La conciencia sobre mi propia cultura mexicana, hispana, me permite, por partes iguales, apreciar mejor la cultura asiática. Entiendo que ambos mundos seamos como el aceite y el agua, no nos mezclamos fácilmente. Pero también entiendo que si a ambos nos ponen sobre la misma superficie en brasas, ardemos por igual. La vida en un país distinto le ofrece a la persona que la experimenta la sensación de tener una liga en el alma que se estira hasta dar de sí y romperse. El latigazo sucede en un instante. Arde. Pero luego se hace costra la herida y la piel se curte de nuevo. El sentimiento del tacto, no obstante, debajo de la piel endurecida, no se pierde. Podríamos decir, en cambio, que se afina, o potencia, como sucede con las yemas de los dedos de los músicos.
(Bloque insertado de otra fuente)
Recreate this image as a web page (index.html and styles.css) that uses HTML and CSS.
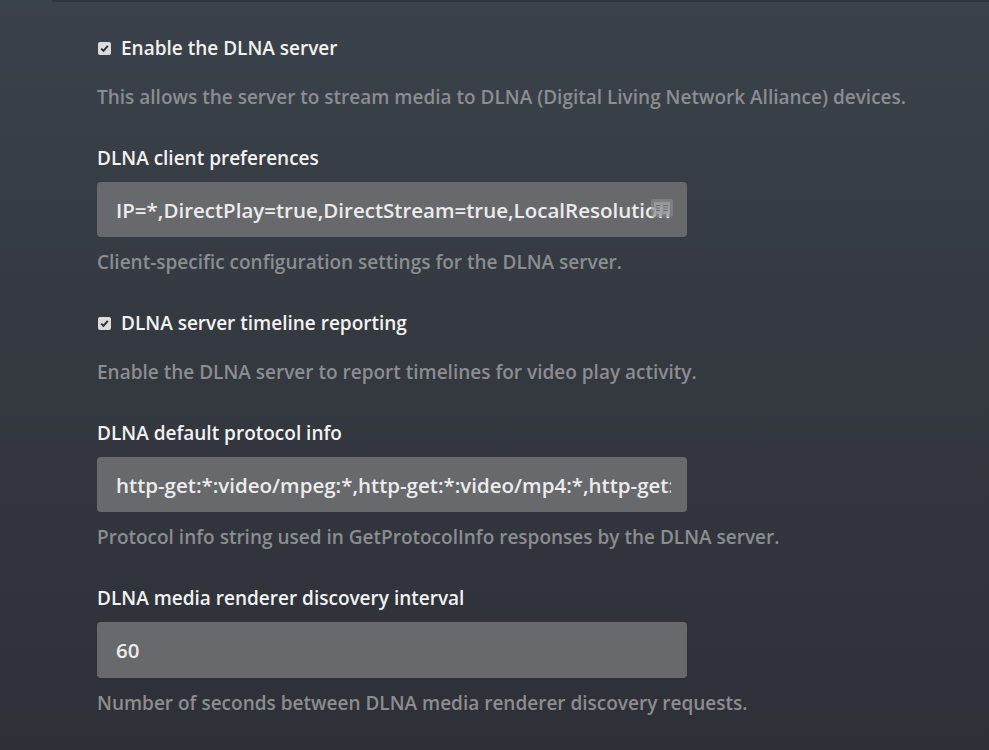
FILE: index.html
```html
<!DOCTYPE html>
<html lang="en">
<head>
    <meta charset="UTF-8">
    <meta name="viewport" content="width=device-width, initial-scale=1.0">
    <title>DLNA Settings</title>
    <link rel="stylesheet" href="styles.css">
</head>
<body>
    <div class="top-edge"></div>
    <main class="settings">
        <div class="setting">
            <label class="check-label">
                <span class="check-box">
                    <svg viewBox="0 0 13 13" width="13" height="13"><path d="M3.2 6.6 L5.5 8.9 L9.8 3.8" fill="none" stroke="#2b2d31" stroke-width="1.9"/></svg>
                </span>
                Enable the DLNA server
            </label>
            <p class="hint check-hint">This allows the server to stream media to DLNA (Digital Living Network Alliance) devices.</p>
        </div>

        <div class="setting">
            <label class="field-label" for="clientPrefs">DLNA client preferences</label>
            <div class="field">
                <input id="clientPrefs" class="text-input" type="text" value="IP=*,DirectPlay=true,DirectStream=true,LocalResolution=true" readonly>
                <span class="field-icon">
                    <svg viewBox="0 0 22 18" width="22" height="18">
                        <rect x="0" y="0" width="22" height="18" rx="2" fill="#8a8c8f" fill-opacity="0.6"/>
                        <rect x="3" y="3" width="16" height="12" fill="#9d9fa2" fill-opacity="0.8"/>
                        <path d="M5 6.5 H9 M5 9 H9 M5 11.5 H9 M12 6.5 H17 M12 9 H17 M12 11.5 H17" stroke="#6c6e72" stroke-width="1.2"/>
                    </svg>
                </span>
            </div>
            <p class="hint">Client-specific configuration settings for the DLNA server.</p>
        </div>

        <div class="setting">
            <label class="check-label">
                <span class="check-box">
                    <svg viewBox="0 0 13 13" width="13" height="13"><path d="M3.2 6.6 L5.5 8.9 L9.8 3.8" fill="none" stroke="#2b2d31" stroke-width="1.9"/></svg>
                </span>
                DLNA server timeline reporting
            </label>
            <p class="hint check-hint">Enable the DLNA server to report timelines for video play activity.</p>
        </div>

        <div class="setting">
            <label class="field-label" for="protocolInfo">DLNA default protocol info</label>
            <div class="field">
                <input id="protocolInfo" class="text-input" type="text" value="http-get:*:video/mpeg:*,http-get:*:video/mp4:*,http-get:*:video/vnd.dlna.mpeg-tts:*" readonly>
            </div>
            <p class="hint">Protocol info string used in GetProtocolInfo responses by the DLNA server.</p>
        </div>

        <div class="setting">
            <label class="field-label" for="discovery">DLNA media renderer discovery interval</label>
            <div class="field">
                <input id="discovery" class="text-input tall" type="text" value="60" readonly>
            </div>
            <p class="hint">Number of seconds between DLNA media renderer discovery requests.</p>
        </div>
    </main>
</body>
</html>
```

FILE: styles.css
```css
html, body {
    height: 100%;
}
body {
    margin: 0;
    padding: 0;
    font-family: "Open Sans", "Noto Sans", sans-serif;
    font-weight: 600;
    font-size: 19px;
    color: #eeeeee;
    background: linear-gradient(180deg, #3a424b 0%, #34383f 50%, #2e3038 100%);
    overflow: hidden;
}
.top-edge {
    height: 2px;
    margin-left: 52px;
    background-color: #2f353c;
}
.settings {
    padding: 34px 0 0 97px;
    width: 590px;
}
.setting {
    margin-bottom: 37px;
}
.check-label {
    display: flex;
    align-items: center;
    gap: 10px;
    line-height: 24px;
    color: #f2f2f2;
    padding-left: 1px;
}
.check-box {
    display: inline-flex;
    width: 13px;
    height: 13px;
    border-radius: 2px;
    background-color: #dcdcdc;
}
.field-label {
    display: block;
    line-height: 24px;
    color: #f2f2f2;
    margin-bottom: 12px;
}
.field {
    position: relative;
}
.text-input {
    display: block;
    box-sizing: border-box;
    width: 590px;
    height: 55px;
    padding: 0 16px 0 19px;
    border: none;
    border-radius: 4px;
    background-color: #67696d;
    color: #ececec;
    font-family: "Open Sans", "Noto Sans", sans-serif;
    font-weight: 600;
    font-size: 20.5px;
    outline: none;
}
.text-input.tall {
    height: 56px;
}
.field-icon {
    position: absolute;
    right: 14px;
    top: 17px;
    display: flex;
}
.hint {
    margin: 13px 0 0;
    line-height: 24px;
    color: #8b8d91;
    white-space: nowrap;
}
.check-hint {
    margin-top: 25px;
}
```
Volviendo al tema de la prensa escrita, sin perder el hilo sujeto en el párrafo, podemos recordar a un autor a quien hemos citado en el pasado, Jorge Luis Borges. Probablemente, él entendió lo que hemos comentado. Él supo lo que era su Buenos Aires desde fuera. De él sabemos (o al menos eso nos dijo), además, que no leía la prensa. Nosotros, leyendo los periódicos del siglo XXI, lo entendemos a él. El autor del libro Ficciones no prestaba atención al mundo irreal (en ocasiones, ridículo), del tiempo y el espacio concretos. Él volcaba su atención, en cambio, a otro mundo, más real (menos vacío). Alejo Carpentier, desde su imperio literario barroco, lo criticó. Pero Borges (vean el discurso de ingreso de Javier Cercas en la RAE, aunque no se compare con el discurso de otros académicos de una estética de la inteligencia más elegante), pero Borges, decimos, citando a Javier Cercas, desde su Biblioteca de Babel no dejó de actuar en la revolución social del siglo pasado y presente, para perseguir un mundo más equitativo, justo y humano.
Junto al sofá del piso donde vivo tengo una lámpara. Esa lámpara, por las noches, meses atrás, no la movía, ni siquiera la giraba conteniendo la respiración, porque el vecino de abajo se quejaba del ruido. Por eso, en ese entonces, cuando entraban mensajes de WeChat en el teléfono llevaba el dedo índice a mis labios para pedirle silencio. También, cuando cerraba los ojos para dormir, tenía cuidado de hacerlo suavemente, porque sabemos que los párpados abrigan sueños, y esos sueños, más si los alimenta la literatura, rebosan de vida.
A la mañana siguiente, cuando me preparo para ir al trabajo, cambio el calzado. Me permito un descanso de los zapatos del día anterior. Me pongo la corbata. Respiro. Cuando voy en el autobús al trabajo, dejo que el bamboleo me sacuda. Veo las calles. Miro los letreros de los establecimientos que no entiendo. Observo a los transeúntes. Escucho las conversaciones de los demás pasajeros. Me entretengo imaginando lo que acaso puedan decir. No pocas veces, debido a su mirada por el rabillo del ojo, entiendo que hablan de mí. En momentos como esos, en respuesta, inclino el ala del sombrero que no tengo, y comunico con el silencio de mis labios elocuentes un xiexie.